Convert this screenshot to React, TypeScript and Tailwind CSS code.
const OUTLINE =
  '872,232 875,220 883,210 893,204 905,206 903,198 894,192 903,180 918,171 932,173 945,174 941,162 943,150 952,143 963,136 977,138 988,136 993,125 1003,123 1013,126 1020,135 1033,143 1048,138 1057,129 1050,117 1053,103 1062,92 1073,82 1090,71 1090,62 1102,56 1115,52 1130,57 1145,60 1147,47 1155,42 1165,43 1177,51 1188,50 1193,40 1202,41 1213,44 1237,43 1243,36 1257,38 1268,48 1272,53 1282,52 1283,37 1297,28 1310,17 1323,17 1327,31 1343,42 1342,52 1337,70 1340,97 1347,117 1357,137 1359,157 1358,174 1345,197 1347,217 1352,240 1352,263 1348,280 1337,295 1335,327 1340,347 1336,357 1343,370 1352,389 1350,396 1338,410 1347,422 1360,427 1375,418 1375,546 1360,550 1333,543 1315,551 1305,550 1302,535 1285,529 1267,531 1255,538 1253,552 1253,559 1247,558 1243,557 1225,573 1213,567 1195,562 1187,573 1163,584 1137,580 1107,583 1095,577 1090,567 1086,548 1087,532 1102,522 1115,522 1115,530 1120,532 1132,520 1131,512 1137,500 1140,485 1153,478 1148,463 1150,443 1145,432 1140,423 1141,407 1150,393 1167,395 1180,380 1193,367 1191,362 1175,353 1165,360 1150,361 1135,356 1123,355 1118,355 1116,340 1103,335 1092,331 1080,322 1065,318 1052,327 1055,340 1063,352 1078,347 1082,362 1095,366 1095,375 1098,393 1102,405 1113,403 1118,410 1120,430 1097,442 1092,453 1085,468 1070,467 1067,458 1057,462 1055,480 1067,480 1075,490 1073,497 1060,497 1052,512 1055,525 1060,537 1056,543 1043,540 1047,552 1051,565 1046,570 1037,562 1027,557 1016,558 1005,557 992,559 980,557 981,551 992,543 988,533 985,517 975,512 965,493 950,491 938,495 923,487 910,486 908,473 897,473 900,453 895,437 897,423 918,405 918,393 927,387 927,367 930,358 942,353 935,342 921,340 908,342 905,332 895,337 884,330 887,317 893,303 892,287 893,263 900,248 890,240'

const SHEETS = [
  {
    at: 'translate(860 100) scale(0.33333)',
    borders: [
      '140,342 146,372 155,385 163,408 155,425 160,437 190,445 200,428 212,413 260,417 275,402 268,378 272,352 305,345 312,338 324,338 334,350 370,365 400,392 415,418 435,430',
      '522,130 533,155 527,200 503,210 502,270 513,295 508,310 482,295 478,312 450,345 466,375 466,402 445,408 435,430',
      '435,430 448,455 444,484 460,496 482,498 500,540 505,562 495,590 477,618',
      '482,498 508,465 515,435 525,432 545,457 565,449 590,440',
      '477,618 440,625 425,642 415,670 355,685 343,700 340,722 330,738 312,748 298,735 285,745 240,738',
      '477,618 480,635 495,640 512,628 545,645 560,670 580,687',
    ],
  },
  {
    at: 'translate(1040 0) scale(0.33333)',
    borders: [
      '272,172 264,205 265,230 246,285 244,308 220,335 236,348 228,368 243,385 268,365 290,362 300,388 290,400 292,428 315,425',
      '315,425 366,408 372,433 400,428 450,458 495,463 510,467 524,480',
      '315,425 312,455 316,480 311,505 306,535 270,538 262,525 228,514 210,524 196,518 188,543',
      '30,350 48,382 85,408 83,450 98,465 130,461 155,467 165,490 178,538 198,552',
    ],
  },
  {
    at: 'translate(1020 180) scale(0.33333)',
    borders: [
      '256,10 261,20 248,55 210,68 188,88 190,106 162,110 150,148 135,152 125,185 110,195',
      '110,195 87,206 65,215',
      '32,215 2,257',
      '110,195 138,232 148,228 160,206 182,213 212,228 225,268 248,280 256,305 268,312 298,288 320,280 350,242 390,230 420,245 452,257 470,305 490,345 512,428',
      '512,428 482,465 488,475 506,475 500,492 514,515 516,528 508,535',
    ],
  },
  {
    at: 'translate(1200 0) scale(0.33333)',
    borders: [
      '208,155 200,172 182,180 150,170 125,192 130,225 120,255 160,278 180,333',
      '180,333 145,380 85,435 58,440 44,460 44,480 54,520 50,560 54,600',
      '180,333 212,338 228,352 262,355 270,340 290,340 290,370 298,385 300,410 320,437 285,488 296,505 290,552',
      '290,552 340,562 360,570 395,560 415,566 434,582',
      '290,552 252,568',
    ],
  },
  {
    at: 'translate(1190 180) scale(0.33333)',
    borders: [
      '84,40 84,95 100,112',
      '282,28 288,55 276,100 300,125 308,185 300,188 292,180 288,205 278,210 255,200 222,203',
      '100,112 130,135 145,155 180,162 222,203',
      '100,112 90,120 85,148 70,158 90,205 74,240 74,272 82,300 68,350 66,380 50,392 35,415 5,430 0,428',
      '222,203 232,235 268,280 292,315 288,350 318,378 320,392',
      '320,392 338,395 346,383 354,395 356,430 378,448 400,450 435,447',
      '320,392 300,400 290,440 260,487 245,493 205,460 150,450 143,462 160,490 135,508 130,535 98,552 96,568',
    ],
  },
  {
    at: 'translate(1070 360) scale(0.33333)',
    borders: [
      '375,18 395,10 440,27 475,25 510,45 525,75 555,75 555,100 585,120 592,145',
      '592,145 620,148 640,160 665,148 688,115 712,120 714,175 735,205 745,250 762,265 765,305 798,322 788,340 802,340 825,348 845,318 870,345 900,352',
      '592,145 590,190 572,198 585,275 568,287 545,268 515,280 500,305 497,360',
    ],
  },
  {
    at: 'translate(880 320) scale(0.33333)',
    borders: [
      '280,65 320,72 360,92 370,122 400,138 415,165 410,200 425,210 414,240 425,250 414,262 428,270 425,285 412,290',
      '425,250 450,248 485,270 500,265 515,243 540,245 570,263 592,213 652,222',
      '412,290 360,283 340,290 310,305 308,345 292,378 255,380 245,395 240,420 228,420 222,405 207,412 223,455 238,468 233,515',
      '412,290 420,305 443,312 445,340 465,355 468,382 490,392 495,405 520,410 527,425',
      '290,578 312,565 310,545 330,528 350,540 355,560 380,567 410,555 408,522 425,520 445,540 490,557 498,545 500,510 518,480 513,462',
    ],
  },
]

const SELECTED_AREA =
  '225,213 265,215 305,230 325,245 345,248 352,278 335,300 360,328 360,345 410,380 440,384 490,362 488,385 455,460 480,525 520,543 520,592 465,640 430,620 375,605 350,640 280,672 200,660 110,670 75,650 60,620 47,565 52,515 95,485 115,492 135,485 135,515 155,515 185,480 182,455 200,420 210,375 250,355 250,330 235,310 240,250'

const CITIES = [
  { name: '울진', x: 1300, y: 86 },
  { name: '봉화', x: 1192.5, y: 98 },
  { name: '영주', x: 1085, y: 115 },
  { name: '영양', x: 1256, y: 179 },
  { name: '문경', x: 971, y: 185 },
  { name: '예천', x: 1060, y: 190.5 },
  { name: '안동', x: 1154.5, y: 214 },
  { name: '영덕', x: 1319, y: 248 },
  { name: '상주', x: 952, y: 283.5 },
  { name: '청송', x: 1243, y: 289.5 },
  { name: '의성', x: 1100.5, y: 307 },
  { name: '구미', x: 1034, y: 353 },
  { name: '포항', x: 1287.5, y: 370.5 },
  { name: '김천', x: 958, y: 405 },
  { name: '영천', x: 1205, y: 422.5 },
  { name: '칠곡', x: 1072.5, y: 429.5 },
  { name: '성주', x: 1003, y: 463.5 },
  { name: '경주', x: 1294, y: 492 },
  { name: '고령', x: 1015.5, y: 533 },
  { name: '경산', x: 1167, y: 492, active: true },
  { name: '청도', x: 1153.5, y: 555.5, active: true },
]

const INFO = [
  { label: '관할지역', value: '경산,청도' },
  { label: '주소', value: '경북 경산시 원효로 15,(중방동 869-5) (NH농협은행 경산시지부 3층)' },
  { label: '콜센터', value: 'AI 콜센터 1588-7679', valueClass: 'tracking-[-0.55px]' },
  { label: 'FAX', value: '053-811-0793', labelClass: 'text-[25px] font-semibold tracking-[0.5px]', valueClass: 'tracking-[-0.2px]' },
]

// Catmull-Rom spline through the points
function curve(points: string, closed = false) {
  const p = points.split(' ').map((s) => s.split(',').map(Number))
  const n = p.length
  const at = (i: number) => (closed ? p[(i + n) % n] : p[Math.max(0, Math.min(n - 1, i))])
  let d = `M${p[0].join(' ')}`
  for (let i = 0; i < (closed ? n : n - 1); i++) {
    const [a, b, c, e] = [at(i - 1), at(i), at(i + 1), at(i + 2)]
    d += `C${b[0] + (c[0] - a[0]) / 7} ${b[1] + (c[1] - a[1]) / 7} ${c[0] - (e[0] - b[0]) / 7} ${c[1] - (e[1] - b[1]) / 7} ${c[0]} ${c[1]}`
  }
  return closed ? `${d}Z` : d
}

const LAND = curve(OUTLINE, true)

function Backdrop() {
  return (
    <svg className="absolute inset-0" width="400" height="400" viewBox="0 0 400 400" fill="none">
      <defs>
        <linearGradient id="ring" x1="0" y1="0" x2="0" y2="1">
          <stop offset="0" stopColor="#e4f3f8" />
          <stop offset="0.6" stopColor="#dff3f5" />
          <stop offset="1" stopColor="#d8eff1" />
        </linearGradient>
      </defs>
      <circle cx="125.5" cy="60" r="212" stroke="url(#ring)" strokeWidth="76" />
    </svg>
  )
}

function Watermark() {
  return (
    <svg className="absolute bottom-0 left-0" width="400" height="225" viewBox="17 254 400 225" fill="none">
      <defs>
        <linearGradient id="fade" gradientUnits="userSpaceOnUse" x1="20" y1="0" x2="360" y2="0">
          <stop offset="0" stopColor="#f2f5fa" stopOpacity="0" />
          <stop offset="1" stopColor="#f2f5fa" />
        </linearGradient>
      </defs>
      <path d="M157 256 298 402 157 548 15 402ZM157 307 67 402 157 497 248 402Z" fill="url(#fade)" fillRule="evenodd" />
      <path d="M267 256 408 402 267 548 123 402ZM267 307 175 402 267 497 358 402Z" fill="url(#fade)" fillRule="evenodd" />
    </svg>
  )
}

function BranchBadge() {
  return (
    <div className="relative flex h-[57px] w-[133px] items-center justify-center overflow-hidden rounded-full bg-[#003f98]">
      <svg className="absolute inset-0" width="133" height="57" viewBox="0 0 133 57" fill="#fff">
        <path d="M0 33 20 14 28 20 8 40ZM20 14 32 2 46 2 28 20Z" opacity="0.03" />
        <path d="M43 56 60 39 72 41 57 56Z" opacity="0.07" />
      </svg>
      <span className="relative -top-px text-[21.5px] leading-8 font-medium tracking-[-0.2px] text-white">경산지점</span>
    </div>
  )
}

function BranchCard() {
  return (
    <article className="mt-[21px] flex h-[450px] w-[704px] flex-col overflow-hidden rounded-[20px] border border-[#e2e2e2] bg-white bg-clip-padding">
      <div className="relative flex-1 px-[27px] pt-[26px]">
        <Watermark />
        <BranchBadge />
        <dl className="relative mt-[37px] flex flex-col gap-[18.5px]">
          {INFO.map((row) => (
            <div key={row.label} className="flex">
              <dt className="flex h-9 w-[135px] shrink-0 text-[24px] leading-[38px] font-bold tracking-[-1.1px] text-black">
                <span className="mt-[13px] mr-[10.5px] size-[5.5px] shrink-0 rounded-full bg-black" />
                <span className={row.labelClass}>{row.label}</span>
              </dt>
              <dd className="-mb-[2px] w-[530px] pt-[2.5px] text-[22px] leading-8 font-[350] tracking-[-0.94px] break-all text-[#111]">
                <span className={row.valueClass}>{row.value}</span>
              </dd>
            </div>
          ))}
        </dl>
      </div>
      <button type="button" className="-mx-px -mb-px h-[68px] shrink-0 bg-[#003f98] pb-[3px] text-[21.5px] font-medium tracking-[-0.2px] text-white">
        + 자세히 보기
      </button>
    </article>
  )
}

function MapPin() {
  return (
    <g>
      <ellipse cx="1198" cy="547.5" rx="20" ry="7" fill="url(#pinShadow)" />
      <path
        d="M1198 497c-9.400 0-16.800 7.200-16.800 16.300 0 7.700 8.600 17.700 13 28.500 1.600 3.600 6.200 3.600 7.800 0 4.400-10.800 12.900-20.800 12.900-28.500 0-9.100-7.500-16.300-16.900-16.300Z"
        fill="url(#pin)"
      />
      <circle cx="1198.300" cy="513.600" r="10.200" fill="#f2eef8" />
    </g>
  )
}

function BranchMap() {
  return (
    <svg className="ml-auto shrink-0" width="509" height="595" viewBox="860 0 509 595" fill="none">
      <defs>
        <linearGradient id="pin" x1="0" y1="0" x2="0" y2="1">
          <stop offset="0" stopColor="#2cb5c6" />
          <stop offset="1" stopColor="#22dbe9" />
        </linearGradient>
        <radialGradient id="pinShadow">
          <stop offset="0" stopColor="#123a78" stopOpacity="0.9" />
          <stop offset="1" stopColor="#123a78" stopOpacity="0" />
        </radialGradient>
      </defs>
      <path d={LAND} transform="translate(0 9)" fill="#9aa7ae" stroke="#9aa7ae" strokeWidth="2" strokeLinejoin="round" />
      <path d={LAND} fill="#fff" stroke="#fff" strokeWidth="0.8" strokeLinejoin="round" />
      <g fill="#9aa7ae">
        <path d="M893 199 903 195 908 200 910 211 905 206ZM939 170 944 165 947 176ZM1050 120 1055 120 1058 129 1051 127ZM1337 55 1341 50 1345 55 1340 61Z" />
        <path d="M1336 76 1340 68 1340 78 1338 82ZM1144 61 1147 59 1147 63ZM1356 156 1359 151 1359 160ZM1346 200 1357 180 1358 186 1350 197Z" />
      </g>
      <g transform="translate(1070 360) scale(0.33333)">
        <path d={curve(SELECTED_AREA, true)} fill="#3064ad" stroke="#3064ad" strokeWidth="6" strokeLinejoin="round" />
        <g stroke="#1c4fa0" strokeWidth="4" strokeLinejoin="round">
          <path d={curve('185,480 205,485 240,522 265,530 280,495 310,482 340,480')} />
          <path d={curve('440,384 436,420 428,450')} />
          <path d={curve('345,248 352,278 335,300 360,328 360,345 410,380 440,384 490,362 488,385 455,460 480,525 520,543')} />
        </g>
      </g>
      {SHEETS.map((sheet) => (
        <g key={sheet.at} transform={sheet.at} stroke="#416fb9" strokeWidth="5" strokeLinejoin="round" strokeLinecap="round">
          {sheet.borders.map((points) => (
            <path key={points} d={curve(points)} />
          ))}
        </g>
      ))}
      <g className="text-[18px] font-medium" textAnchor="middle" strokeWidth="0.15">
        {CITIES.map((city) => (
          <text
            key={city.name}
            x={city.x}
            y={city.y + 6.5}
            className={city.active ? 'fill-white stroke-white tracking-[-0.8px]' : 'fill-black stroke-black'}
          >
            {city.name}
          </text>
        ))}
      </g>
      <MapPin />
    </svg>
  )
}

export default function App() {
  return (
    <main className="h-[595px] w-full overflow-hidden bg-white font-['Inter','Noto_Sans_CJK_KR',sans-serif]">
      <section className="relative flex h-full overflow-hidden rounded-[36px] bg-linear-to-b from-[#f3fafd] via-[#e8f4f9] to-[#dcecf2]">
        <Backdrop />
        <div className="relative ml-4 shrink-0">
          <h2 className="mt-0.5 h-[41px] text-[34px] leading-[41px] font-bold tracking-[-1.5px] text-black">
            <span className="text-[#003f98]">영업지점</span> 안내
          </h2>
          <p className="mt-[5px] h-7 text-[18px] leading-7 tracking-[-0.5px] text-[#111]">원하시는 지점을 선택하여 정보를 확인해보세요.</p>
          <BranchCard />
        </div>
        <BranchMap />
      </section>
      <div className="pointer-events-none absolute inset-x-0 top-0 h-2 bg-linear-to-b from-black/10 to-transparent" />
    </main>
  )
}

* [Description of the task]: Output exactly the leading lines of the data, up to and including the line marked by "893,263 900,248 890,240'".

* [Answer for this exercise]:
Convert this screenshot to React, TypeScript and Tailwind CSS code.
const OUTLINE =
  '872,232 875,220 883,210 893,204 905,206 903,198 894,192 903,180 918,171 932,173 945,174 941,162 943,150 952,143 963,136 977,138 988,136 993,125 1003,123 1013,126 1020,135 1033,143 1048,138 1057,129 1050,117 1053,103 1062,92 1073,82 1090,71 1090,62 1102,56 1115,52 1130,57 1145,60 1147,47 1155,42 1165,43 1177,51 1188,50 1193,40 1202,41 1213,44 1237,43 1243,36 1257,38 1268,48 1272,53 1282,52 1283,37 1297,28 1310,17 1323,17 1327,31 1343,42 1342,52 1337,70 1340,97 1347,117 1357,137 1359,157 1358,174 1345,197 1347,217 1352,240 1352,263 1348,280 1337,295 1335,327 1340,347 1336,357 1343,370 1352,389 1350,396 1338,410 1347,422 1360,427 1375,418 1375,546 1360,550 1333,543 1315,551 1305,550 1302,535 1285,529 1267,531 1255,538 1253,552 1253,559 1247,558 1243,557 1225,573 1213,567 1195,562 1187,573 1163,584 1137,580 1107,583 1095,577 1090,567 1086,548 1087,532 1102,522 1115,522 1115,530 1120,532 1132,520 1131,512 1137,500 1140,485 1153,478 1148,463 1150,443 1145,432 1140,423 1141,407 1150,393 1167,395 1180,380 1193,367 1191,362 1175,353 1165,360 1150,361 1135,356 1123,355 1118,355 1116,340 1103,335 1092,331 1080,322 1065,318 1052,327 1055,340 1063,352 1078,347 1082,362 1095,366 1095,375 1098,393 1102,405 1113,403 1118,410 1120,430 1097,442 1092,453 1085,468 1070,467 1067,458 1057,462 1055,480 1067,480 1075,490 1073,497 1060,497 1052,512 1055,525 1060,537 1056,543 1043,540 1047,552 1051,565 1046,570 1037,562 1027,557 1016,558 1005,557 992,559 980,557 981,551 992,543 988,533 985,517 975,512 965,493 950,491 938,495 923,487 910,486 908,473 897,473 900,453 895,437 897,423 918,405 918,393 927,387 927,367 930,358 942,353 935,342 921,340 908,342 905,332 895,337 884,330 887,317 893,303 892,287 893,263 900,248 890,240'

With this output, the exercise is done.